You’re right, Ian. Kubler-Ross’s Five Stages can only really be an overview of the process. They do not define individual responses. There is no set timescale for the process of grieving.
Your comment about “employers” is pertinent – a few years ago, psychiatrists decided that if disabling grief went on for longer than a month, it should be classed as major depression and antidepressants should be prescribed. Cue outrage!
Now, thank goodness, that is not the case; although “prolonged grief disorder” is now in the DSM, timescales, such as they are, have become considerably longer.
That was absurd…
Read Richard E Grant in the Observer this weekend
“what we have in our economics textbooks is frankly nonsense.”

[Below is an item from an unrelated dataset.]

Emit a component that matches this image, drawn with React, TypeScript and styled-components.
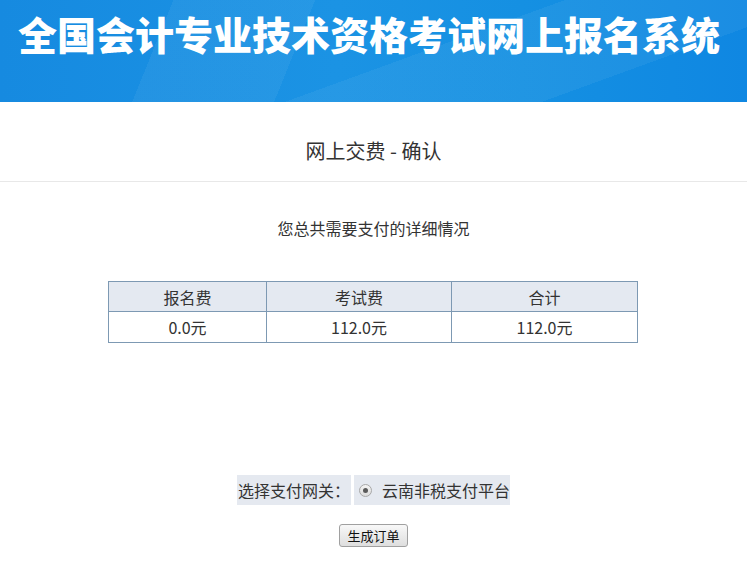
import React from "react";
import styled, { createGlobalStyle } from "styled-components";

const GlobalStyle = createGlobalStyle`
  html, body {
    margin: 0;
    padding: 0;
    background: #fff;
  }
  body {
    font-family: "Liberation Sans", "Noto Sans CJK SC", sans-serif;
    color: #333;
  }
`;

const Header = styled.div`
  height: 102px;
  box-sizing: border-box;
  padding: 14px 0 0 18px;
  background:
    linear-gradient(112deg, rgba(255, 255, 255, 0) 0%, rgba(255, 255, 255, 0) 22%, rgba(255, 255, 255, 0.05) 22%, rgba(255, 255, 255, 0.05) 40%, rgba(255, 255, 255, 0) 40%),
    linear-gradient(160deg, rgba(255, 255, 255, 0) 55%, rgba(255, 255, 255, 0.05) 55%, rgba(255, 255, 255, 0.05) 80%, rgba(255, 255, 255, 0) 80%),
    linear-gradient(90deg, #168ae0 0%, #1b93e4 45%, #1590e2 70%, #0f87e2 100%);
`;

const SiteTitle = styled.h1`
  margin: 0;
  font-family: "Noto Sans CJK SC", sans-serif;
  font-size: 39px;
  line-height: 39px;
  font-weight: 900;
  color: #fff;
  letter-spacing: 0;
  white-space: nowrap;
`;

const PageHead = styled.div`
  height: 80px;
  box-sizing: border-box;
  padding-top: 34px;
  border-bottom: 1px solid #e8e8e8;
  text-align: center;
`;

const PageTitle = styled.h2`
  margin: 0;
  font-family: "Noto Sans CJK SC", sans-serif;
  font-size: 20px;
  line-height: 30px;
  font-weight: 400;
  color: #333;
`;

const Content = styled.div`
  display: flex;
  flex-direction: column;
  align-items: center;
  padding-top: 36px;
`;

const Intro = styled.p`
  margin: 0;
  font-family: "Noto Sans CJK SC", sans-serif;
  font-size: 16px;
  line-height: 20px;
  color: #333;
`;

const FeeTable = styled.table`
  margin-top: 43px;
  margin-right: 1px;
  width: 530px;
  border-collapse: collapse;
  font-family: "Noto Sans CJK SC", sans-serif;
  font-size: 16px;
  color: #333;
`;

const HeadCell = styled.th<{ $w?: number }>`
  width: ${p => (p.$w ? `${p.$w}px` : "auto")};
  height: 29px;
  padding: 0;
  font-weight: 400;
  background: #e4e9f1;
  border: 1px solid #7d99b3;
`;

const Cell = styled.td`
  height: 30px;
  padding: 0;
  text-align: center;
  border: 1px solid #7d99b3;
`;

const GatewayRow = styled.div`
  margin-top: 132px;
  display: flex;
  gap: 3px;
  font-family: "Noto Sans CJK SC", sans-serif;
  font-size: 16px;
  color: #333;
`;

const GatewayBox = styled.div<{ $pad?: boolean }>`
  height: 30px;
  display: flex;
  align-items: center;
  background: #e5e9f0;
  padding: ${p => (p.$pad ? "0 0 0 5px" : "0 1px")};
`;

const Radio = styled.span`
  position: relative;
  width: 11px;
  height: 11px;
  margin-right: 10px;
  border-radius: 50%;
  border: 1px solid #a8a8a8;
  background: linear-gradient(#f4f4f4, #dcdcdc);
  &::after {
    content: "";
    position: absolute;
    left: 3px;
    top: 3px;
    width: 5px;
    height: 5px;
    border-radius: 50%;
    background: #5a5a5a;
  }
`;

const SubmitButton = styled.button`
  margin-top: 19px;
  height: 23px;
  padding: 0 7px;
  font-family: "Noto Sans CJK SC", sans-serif;
  font-size: 13px;
  line-height: 21px;
  color: #111;
  background: linear-gradient(#f8f8f8, #dedede);
  border: 1px solid #a0a0a0;
  border-radius: 3px;
  cursor: pointer;
`;

const fees = { signup: "0.0元", exam: "112.0元", total: "112.0元" };

const App = () => {
  return (
    <>
      <GlobalStyle />
      <Header>
        <SiteTitle>全国会计专业技术资格考试网上报名系统</SiteTitle>
      </Header>
      <PageHead>
        <PageTitle>网上交费 - 确认</PageTitle>
      </PageHead>
      <Content>
        <Intro>您总共需要支付的详细情况</Intro>
        <FeeTable>
          <thead>
            <tr>
              <HeadCell $w={157}>报名费</HeadCell>
              <HeadCell $w={184}>考试费</HeadCell>
              <HeadCell>合计</HeadCell>
            </tr>
          </thead>
          <tbody>
            <tr>
              <Cell>{fees.signup}</Cell>
              <Cell>{fees.exam}</Cell>
              <Cell>{fees.total}</Cell>
            </tr>
          </tbody>
        </FeeTable>
        <GatewayRow>
          <GatewayBox>选择支付网关：</GatewayBox>
          <GatewayBox $pad>
            <Radio />
            云南非税支付平台
          </GatewayBox>
        </GatewayRow>
        <SubmitButton>生成订单</SubmitButton>
      </Content>
    </>
  );
};

export default App;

It took me multiple business start ups and failures to realise after some years away from selling up. It took me your site to realise I didn’t ‘make’ my Money , I just found different ways of ‘earning’ what was created magically.
From there to realising that economics is just a pseudo science neoreligion , using capitalism/AntiCapitalism as credos- to determine the fate of human slaves by their owner masters is all it is.
Who and how many of the slaves and how frugally the many should live according to the few and their high priest economist holymen – their Truth from the Gods of Economics – it must be believed!
Here is the latest example I have come across today :
‘Klaus Schwab’s advisor, World Economic Forum expert Harari on the need to get rid of excess people on the planet:
“The Industrial Revolution created a new class of urban proletariat. Now we are seeing the creation of a new, mass class of useless people. As computers get better and better at more and more things, there is a distinct possibility that computers will outperform us at most tasks and make humans unnecessary .
And then the great political and economic question of the 21st century will be: what do we need people for? Or at least, what do we need so many people for?
At the moment, the best we can do is keep them happy with drugs and computer games.”
@DDGeopolitics ‘
If that does not make anyone nauseous and angry I fear for their children.